When you wholly understand and fulfill your marital role, you become happier. In such a stable environment where your physical needs are met, you can develop your talents, personality and ultimately grow in godly character.
In short, marriage reflects the “give” way of life. It glorifies God and brings honor and praise to Him. A proper marriage also helps you do the Work as people see that you are happy being married and that the way that God designed for two people to live yields tremendous benefits. It allows you to be a light to those around you in the community and at services, and often provides opportunities for you to serve others in ways that you may not have been able to do when you were single.
In addition, an established marriage adds tremendous value to the lives of those in the relationship. Notice what it says to men: “Who can find a virtuous woman? For her price [value] is far above rubies” (Prov. 31:10).
To ladies, it states, “Her husband is known [respected] in the gates, when he sits among the elders of the land” (vs. 23).
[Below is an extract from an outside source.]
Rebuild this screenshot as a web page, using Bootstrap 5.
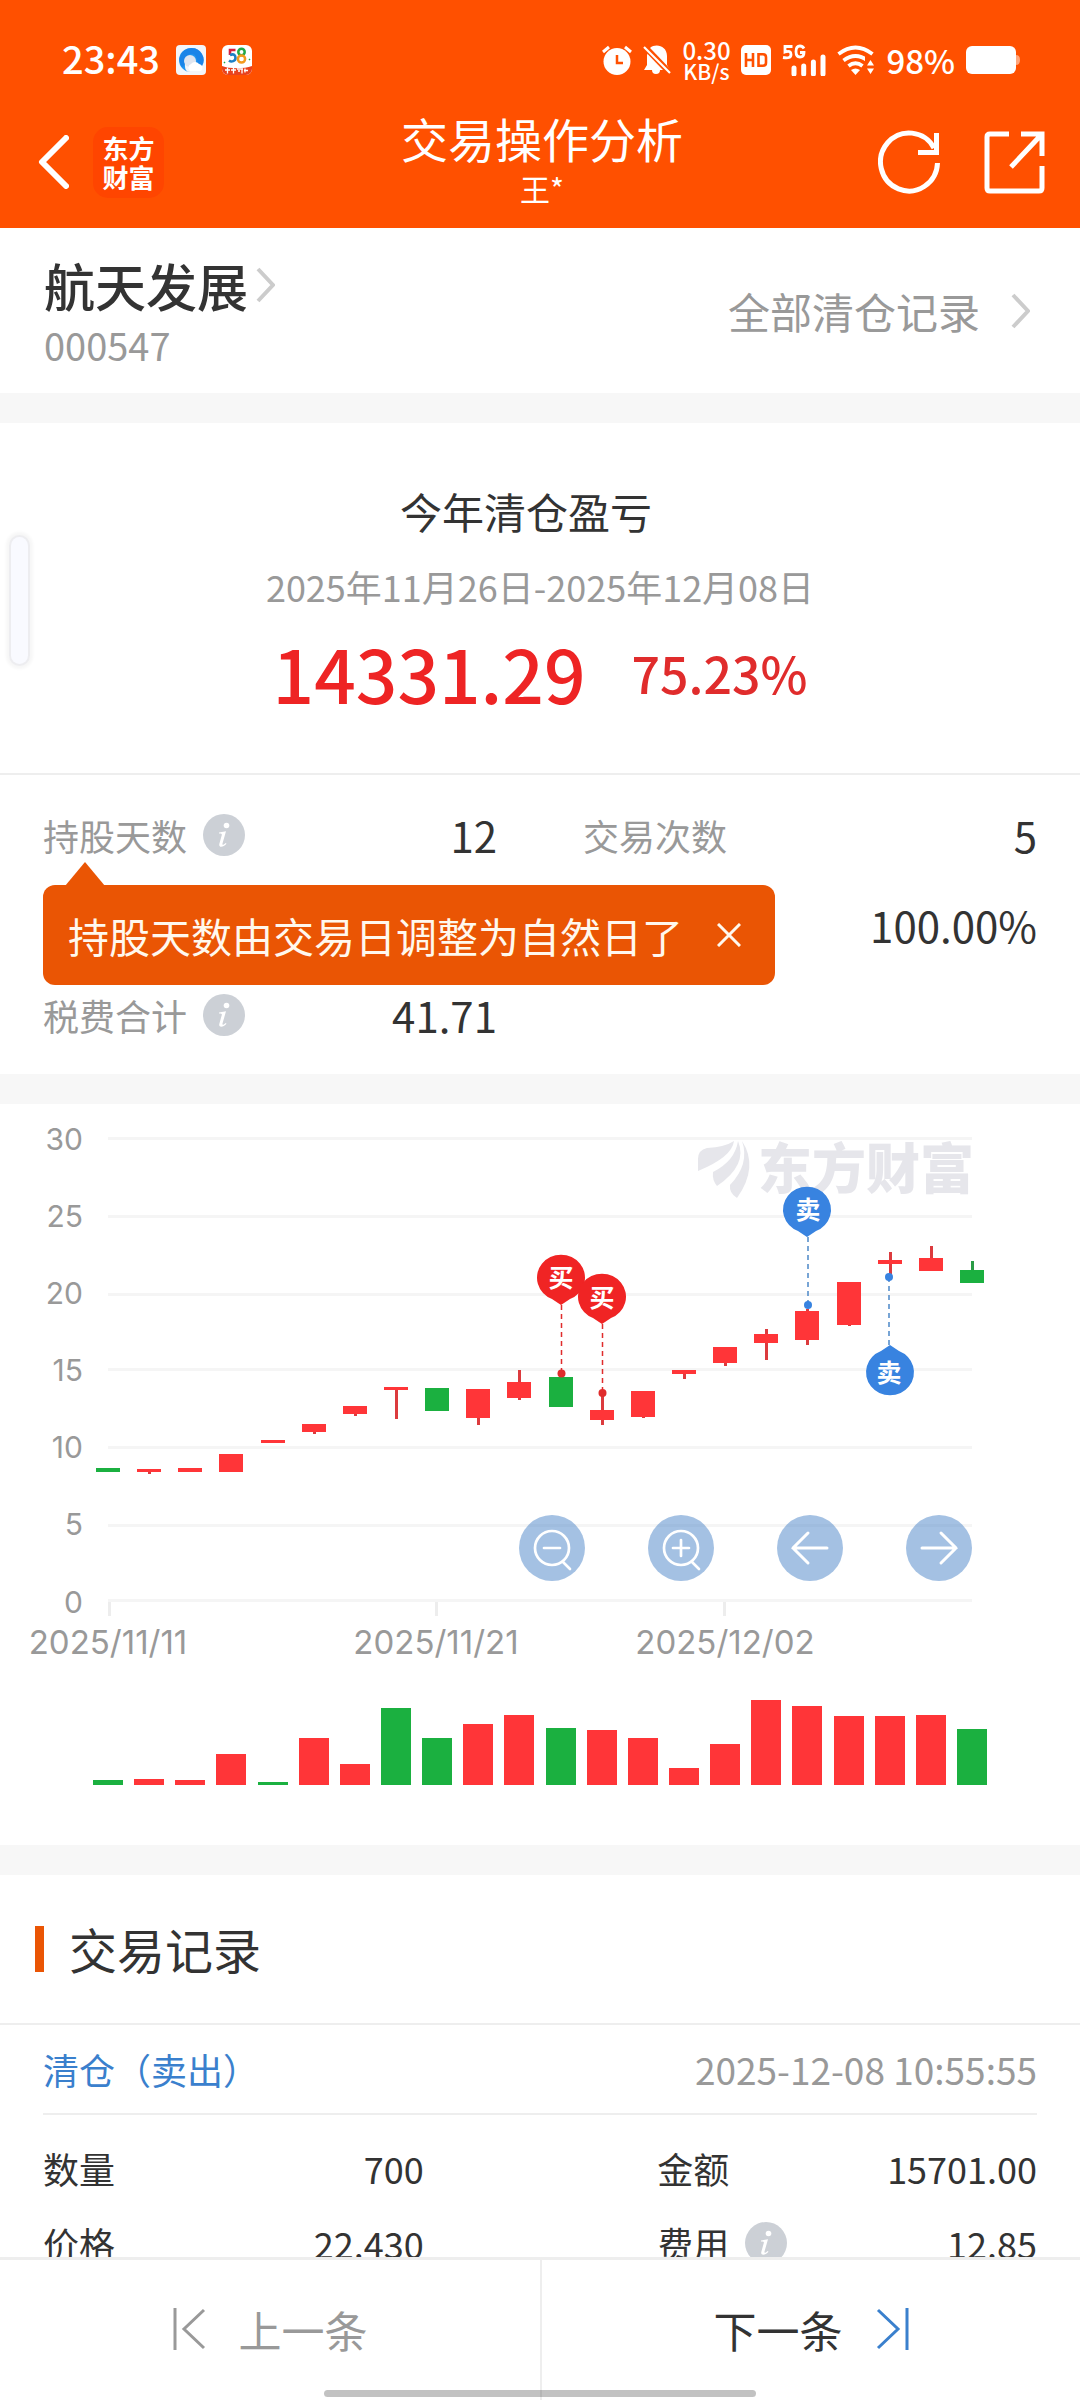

Obviously these benefits extend to their children and reach much further.
Today, a unified Church proclaims the good news of God’s soon-coming kingdom to the world. This message must be backed up by the lives of those claiming to believe it.
God places a high standard on marriage by comparing it to Christ’s relationship with the Church. Your marriage should reflect the same outgoing concern Christ has toward others. When your marriage is fulfilling—filled to the full—the effects will spill over to others.
Regularly review the Church’s booklet You Can Build a Happy Marriage. This helpful publication covers additional aspects of marriage beyond proper marital roles. It is filled with practical ways to improve your relationship with your spouse and can help you both develop into the kind of husband or wife God knows you can become.
It takes effort and hard work, but if you and your mate strive toward this goal, your marriage will blossom. With care, diligence and creativity, you can fulfill your God-given role in marriage—and help others reap the benefits!